Successive presidents have been able to ignore the Constitution’s clear strictures only because successive congresses have allowed them to do so. A Democratically controlled Congress let Harry Truman treat a major land war in Asia as a “police action.” From Vietnam to Iraq, Republican congressmen steadfastly defended the right of Republican presidents to levy war on foreign nations. When George Bush introduced troops into Somalia, Republican congressmen opposed invoking the War Powers Resolution which, they complained, unconstitutionally limited the chief executive’s power. Then a Democrat was elected president: Republicans suddenly reread the Constitution. In late 1993, Senate Republican Leader Robert Dole proposed legislation requiring congressional approval for American deployments in Bosnia or Haiti. Congress should be heard “before the body bags are counted, before the caskets come home,” he argued.

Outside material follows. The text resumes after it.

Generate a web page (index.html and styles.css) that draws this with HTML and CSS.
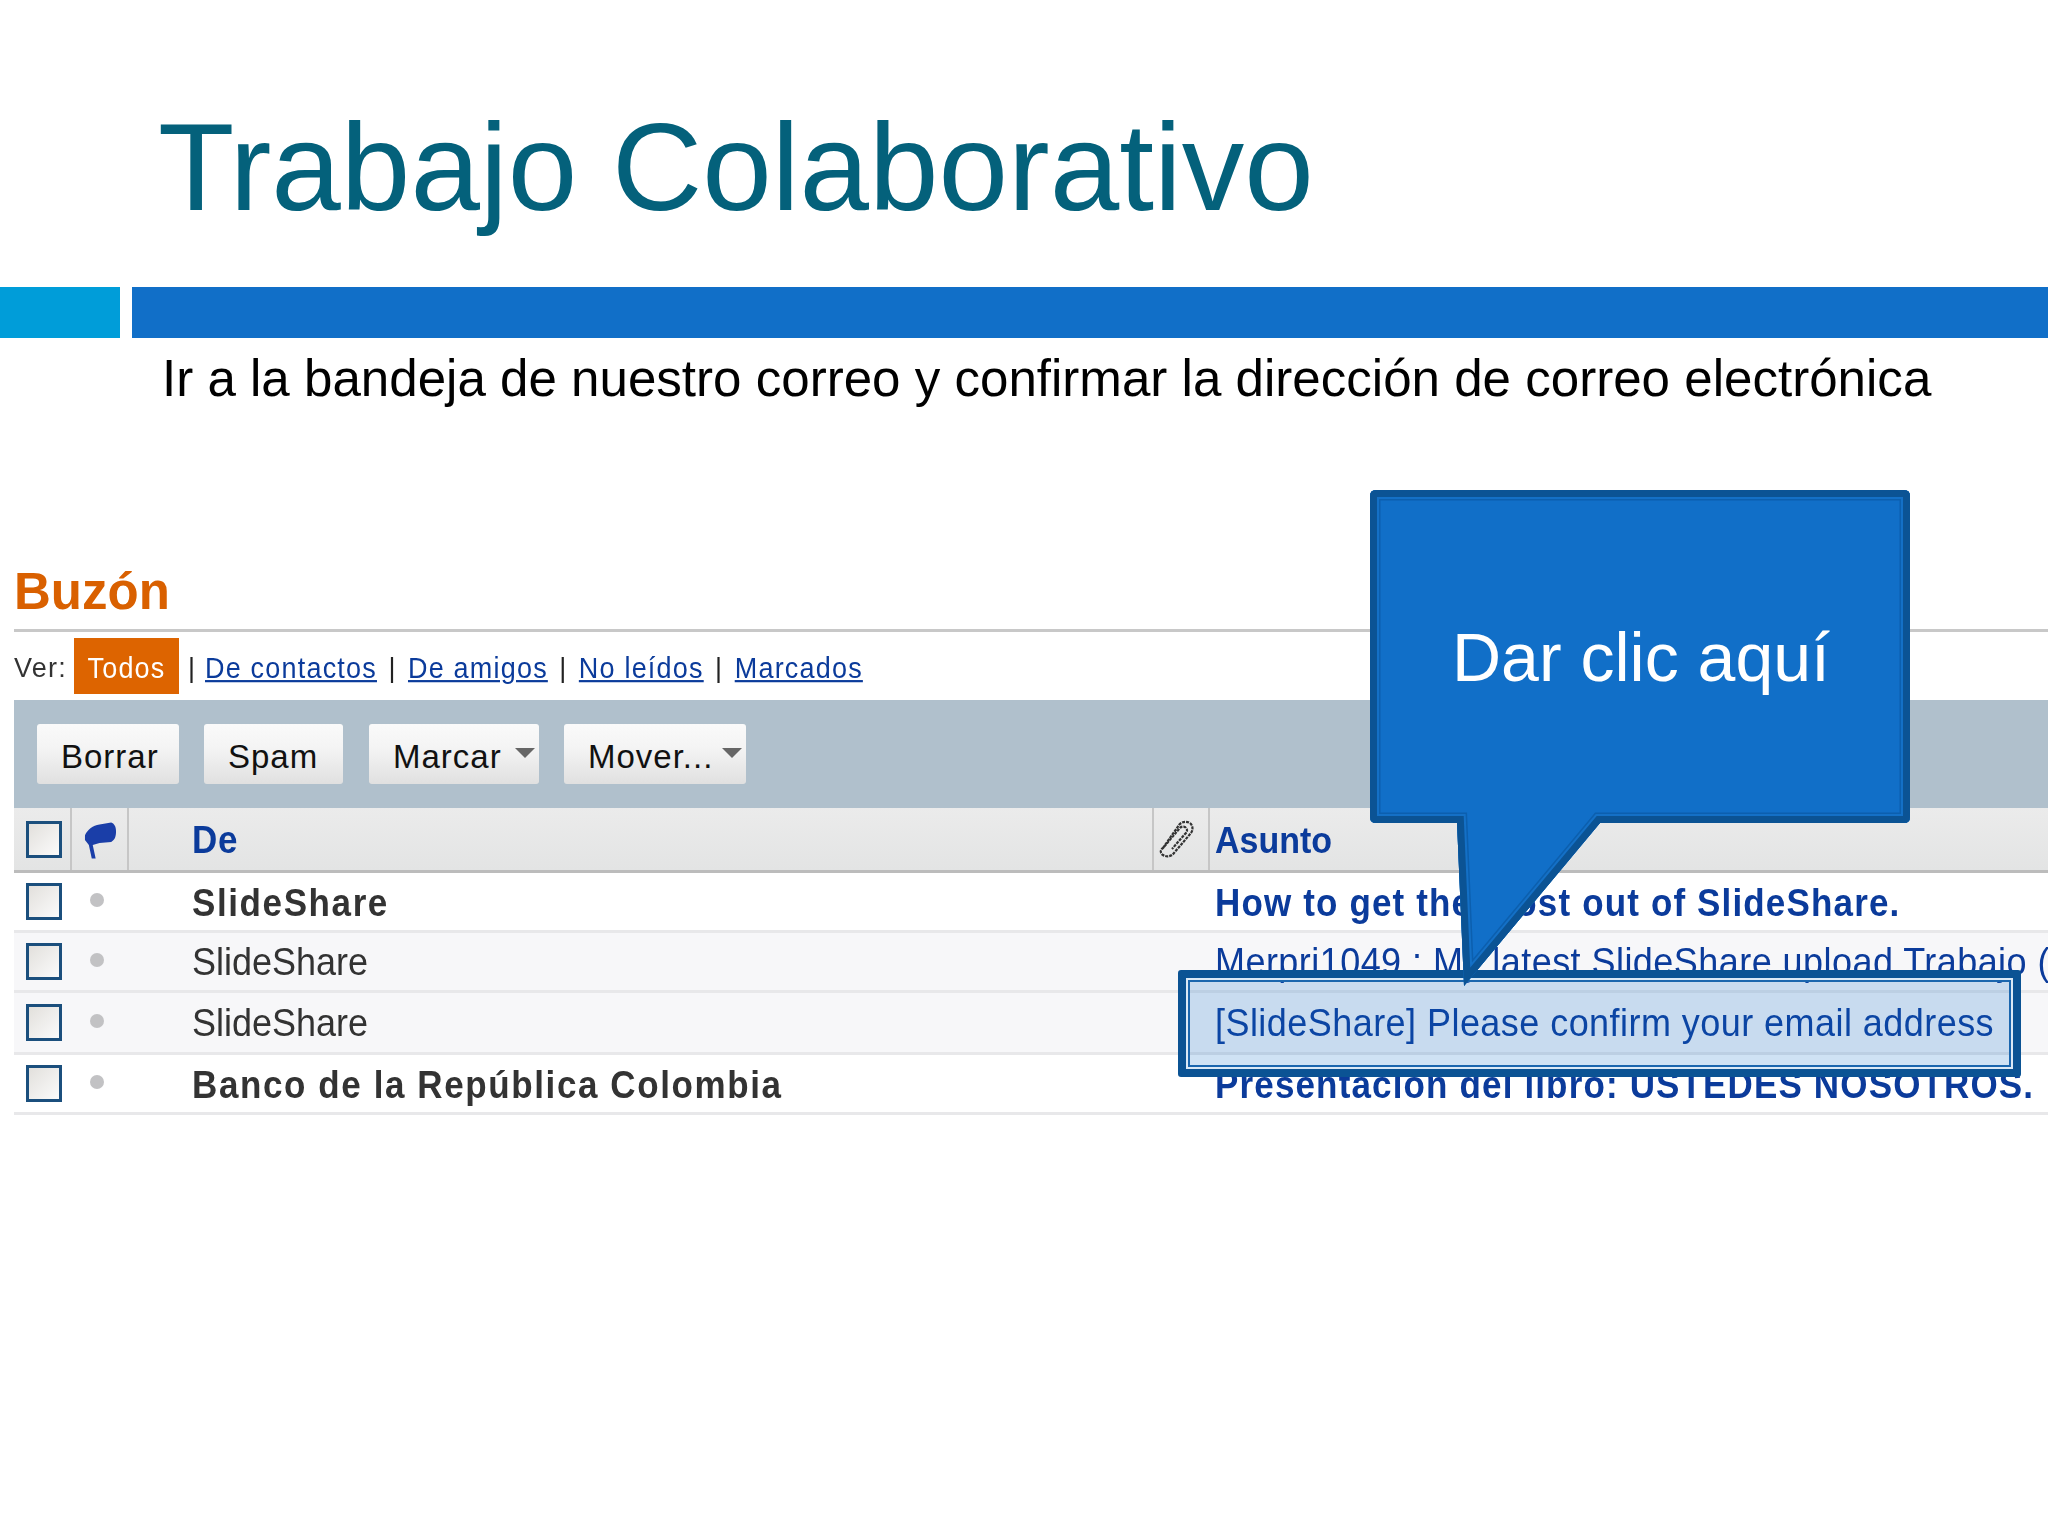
FILE: index.html
```html
<!DOCTYPE html>
<html lang="es">
<head>
<meta charset="utf-8">
<title>Trabajo Colaborativo</title>
<link rel="stylesheet" href="styles.css">
</head>
<body>
<main class="slide">
  <h1 class="title">Trabajo Colaborativo</h1>
  <div class="bars"><div class="bar-a"></div><div class="bar-b"></div></div>
  <p class="subtitle">Ir a la bandeja de nuestro correo y confirmar la dirección de correo electrónica</p>

  <section class="mail">
    <h2 class="mail-title">Buzón</h2>
    <div class="filters">
      <span class="ver">Ver:</span><span class="active"><span class="t">Todos</span></span>
      <span class="sep">|</span><a class="t">De contactos</a>
      <span class="sep">|</span><a class="t">De amigos</a>
      <span class="sep">|</span><a class="t">No leídos</a>
      <span class="sep">|</span><a class="t">Marcados</a>
    </div>
    <div class="toolbar">
      <span class="btn btn-borrar">Borrar</span>
      <span class="btn btn-spam">Spam</span>
      <span class="btn btn-marcar">Marcar<i class="caret"></i></span>
      <span class="btn btn-mover">Mover...<i class="caret"></i></span>
    </div>
    <div class="row head">
      <div class="c-check"><span class="box"></span></div>
      <div class="c-flag">
        <svg class="flag" viewBox="0 0 34 38"><path d="M1 13C4 7 9 3 16 2L28 0C31 1 33 4 33 9C33 14 32 18 28 20L16 21L9 23L12 37L8 37L5 23L1 18Z"/></svg>
      </div>
      <div class="c-from"><span class="t">De</span></div>
      <div class="c-clip">
        <svg class="clip" viewBox="0 0 36 38"><path d="M5 28L21 5C24 1 30 1 33 4C35 7 35 10 33 13L16 33C13 37 8 37 5 35C2 33 2 30 5 28L21 9C23 6 27 6 28 8C30 10 29 12 27 14L14 29"/></svg>
      </div>
      <div class="c-subject"><span class="t">Asunto</span></div>
    </div>
    <div class="row unread">
      <div class="c-check"><span class="box"></span></div>
      <div class="c-flag"><span class="dot"></span></div>
      <div class="c-from"><span class="t">SlideShare</span></div>
      <div class="c-clip"></div>
      <div class="c-subject"><span class="t">How to get the most out of SlideShare.</span></div>
    </div>
    <div class="row read">
      <div class="c-check"><span class="box"></span></div>
      <div class="c-flag"><span class="dot"></span></div>
      <div class="c-from"><span class="t">SlideShare</span></div>
      <div class="c-clip"></div>
      <div class="c-subject"><span class="t">Merpri1049 : My latest SlideShare upload Trabajo (</span></div>
    </div>
    <div class="row read tall">
      <div class="c-check"><span class="box"></span></div>
      <div class="c-flag"><span class="dot"></span></div>
      <div class="c-from"><span class="t">SlideShare</span></div>
      <div class="c-clip"></div>
      <div class="c-subject"><span class="t">[SlideShare] Please confirm your email address</span></div>
    </div>
    <div class="row unread">
      <div class="c-check"><span class="box"></span></div>
      <div class="c-flag"><span class="dot"></span></div>
      <div class="c-from"><span class="t">Banco de la República Colombia</span></div>
      <div class="c-clip"></div>
      <div class="c-subject"><span class="t">Presentación del libro: USTEDES NOSOTROS.</span></div>
    </div>
  </section>

  <div class="highlight"></div>

  <div class="callout">
    <svg class="callout-shape" viewBox="0 0 540 496">
      <defs>
        <path id="shape" d="M6 0H534Q540 0 540 6V327Q540 333 534 333H230L94 496L87 333H6Q0 333 0 327V6Q0 0 6 0Z"/>
        <clipPath id="inside"><use href="#shape"/></clipPath>
      </defs>
      <g clip-path="url(#inside)">
        <use href="#shape" class="s-fill"/>
        <use href="#shape" class="s-thin"/>
        <use href="#shape" class="s-gap"/>
        <use href="#shape" class="s-thick"/>
      </g>
    </svg>
    <span class="callout-text">Dar clic aquí</span>
  </div>
</main>
</body>
</html>
```

FILE: styles.css
```css
* { box-sizing: border-box; }
html, body { margin: 0; padding: 0; background: #fff; }
body { font-family: "Liberation Sans", Arial, sans-serif; }

.slide {
  position: relative;
  width: 2048px;
  height: 1536px;
  overflow: hidden;
  background: #fff;
}

.title {
  margin: 0;
  height: 287px;
  padding: 96px 0 0 158px;
  font-size: 125px;
  line-height: 142px;
  font-weight: 400;
  color: #04617b;
}

.bars { display: flex; gap: 12px; height: 51px; }
.bar-a { width: 120px; background: #009dd9; }
.bar-b { flex: 1; background: #116fc8; }

.subtitle {
  margin: 0;
  padding: 13px 0 0 162px;
  height: 68px;
  font-size: 51.1px;
  line-height: 55px;
  color: #000;
}

.mail {
  margin: 0 0 0 14px;
  padding-top: 158px;
  filter: blur(0.6px);
  color: #333;
}

.t { display: inline-block; transform: scaleY(1.1); }

.mail-title {
  margin: 0;
  height: 68px;
  border-bottom: 3px solid #c8c8c8;
  font-size: 51px;
  line-height: 56px;
  font-weight: 700;
  color: #d96000;
}

.filters {
  display: flex;
  align-items: center;
  height: 68px;
  font-size: 27px;
  letter-spacing: 1.2px;
  color: #333;
}
.ver, .sep, .filters a { margin-top: 4px; }
.ver { width: 60px; }
.active {
  display: flex;
  align-items: center;
  justify-content: center;
  width: 105px;
  height: 56px;
  padding-top: 4px;
  background: #dd6400;
  color: #fff;
}
.sep { width: 26px; text-align: center; color: #222; }
a + .sep { width: 31px; }
.filters a { color: #0b3b9b; text-decoration: underline; }

.toolbar {
  display: flex;
  align-items: center;
  height: 108px;
  padding-left: 23px;
  background: #b0c0cc;
}
.btn {
  position: relative;
  display: flex;
  align-items: center;
  height: 60px;
  padding: 5px 0 0 24px;
  border-radius: 3px;
  background: linear-gradient(#fafafa, #f4f4f4 40%, #e0e0e0);
  font-size: 33px;
  letter-spacing: 1px;
  color: #111;
}
.btn-borrar { width: 142px; margin-right: 25px; }
.btn-spam { width: 139px; margin-right: 26px; }
.btn-marcar { width: 170px; margin-right: 25px; }
.btn-mover { width: 182px; }
.caret {
  position: absolute;
  top: 24px;
  right: 4px;
  width: 20px;
  height: 10px;
  background: #666;
  clip-path: polygon(0 0, 100% 0, 50% 100%);
}

.row {
  display: grid;
  grid-template-columns: 58px 57px 1025px 56px 1fr;
  height: 60px;
  border-bottom: 3px solid #e8e8ea;
  white-space: nowrap;
  overflow: hidden;
}
.row > div { display: flex; align-items: center; min-width: 0; }

.head {
  height: 65px;
  background: linear-gradient(#ebebeb, #e3e4e4);
  border-bottom: 3px solid #bcbcbc;
  font-weight: 700;
}
.head .c-check, .head .c-flag, .head .c-from, .head .c-clip { border-right: 2px solid #c6c6c6; }

.read { background: #f7f7f9; }
.tall { height: 62px; }

.c-check { padding-left: 12px; }
.c-flag { padding-left: 12px; }
.c-from { padding: 2px 0 0 63px; }
.c-subject { padding: 2px 0 0 5px; }
.read .c-from { padding-top: 0; }
.read .c-subject { padding-top: 0; }
.c-clip { padding-left: 4px; }

.box {
  display: block;
  width: 36px;
  height: 37px;
  border: 3px solid #1b4f7d;
  background: linear-gradient(135deg, #e2e0dc, #fbfbfb);
}
.dot {
  display: block;
  width: 14px;
  height: 14px;
  margin: 0 0 3px 6px;
  border-radius: 50%;
  background: #c2c2c4;
}
.flag { display: block; width: 33px; height: 38px; margin-top: 4px; fill: #1a3ea8; }
.clip { display: block; width: 36px; height: 38px; fill: none; stroke: #333; stroke-width: 2.2; stroke-dasharray: 3 1; }

.row .c-from { font-size: 36px; color: #333; }
.row .c-subject { font-size: 36px; letter-spacing: 0.45px; color: #0b3b9b; }
.unread .c-from, .unread .c-subject { font-weight: 700; font-size: 35px; }
.unread .c-from { letter-spacing: 1.6px; }
.unread .c-subject { letter-spacing: 1.15px; }
.head .c-from { color: #0b3b9b; font-size: 35px; letter-spacing: 0.8px; }
.head .c-subject { font-size: 34px; letter-spacing: 0; }

.highlight {
  position: absolute;
  left: 1178px;
  top: 970px;
  width: 843px;
  height: 107px;
  border: 8px solid #0b5394;
  border-radius: 3px;
  background: rgba(15, 111, 198, 0.2);
  box-shadow: inset 0 0 0 2px #dbe9f6, inset 0 0 0 4px #1a66ae;
}

.callout {
  position: absolute;
  left: 1370px;
  top: 490px;
  width: 540px;
  height: 496px;
}
.callout-shape { position: absolute; inset: 0; width: 540px; height: 496px; }
.s-fill { fill: #116fc8; }
.s-thin { fill: none; stroke: #0c5fae; stroke-width: 21; }
.s-gap { fill: none; stroke: #1470c6; stroke-width: 18; }
.s-thick { fill: none; stroke: #0b5394; stroke-width: 14; }
.callout-text {
  position: absolute;
  left: 82px;
  top: 129px;
  font-size: 68px;
  line-height: 77px;
  color: #fff;
}
```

Democratic legislators, in contrast, spent years attempting to constrain Republican presidents. But when some Republicans questioned Bill Clinton’s authority in Somalia early in his presidency, Senate Democrats, led by then-majority leader George Mitchell, rallied to the president’s defense. And many of the same Democrats backed President Clinton on his claimed authority to occupy Haiti. Indeed, numerous past Democratic skeptics of military adventurism encouraged the president to unilaterally invade the island nation. Particularly striking was the about-face of many members of the Black Caucus, such as Gulf War opponents Nita Lowey, Major Owens, and Maxine Waters.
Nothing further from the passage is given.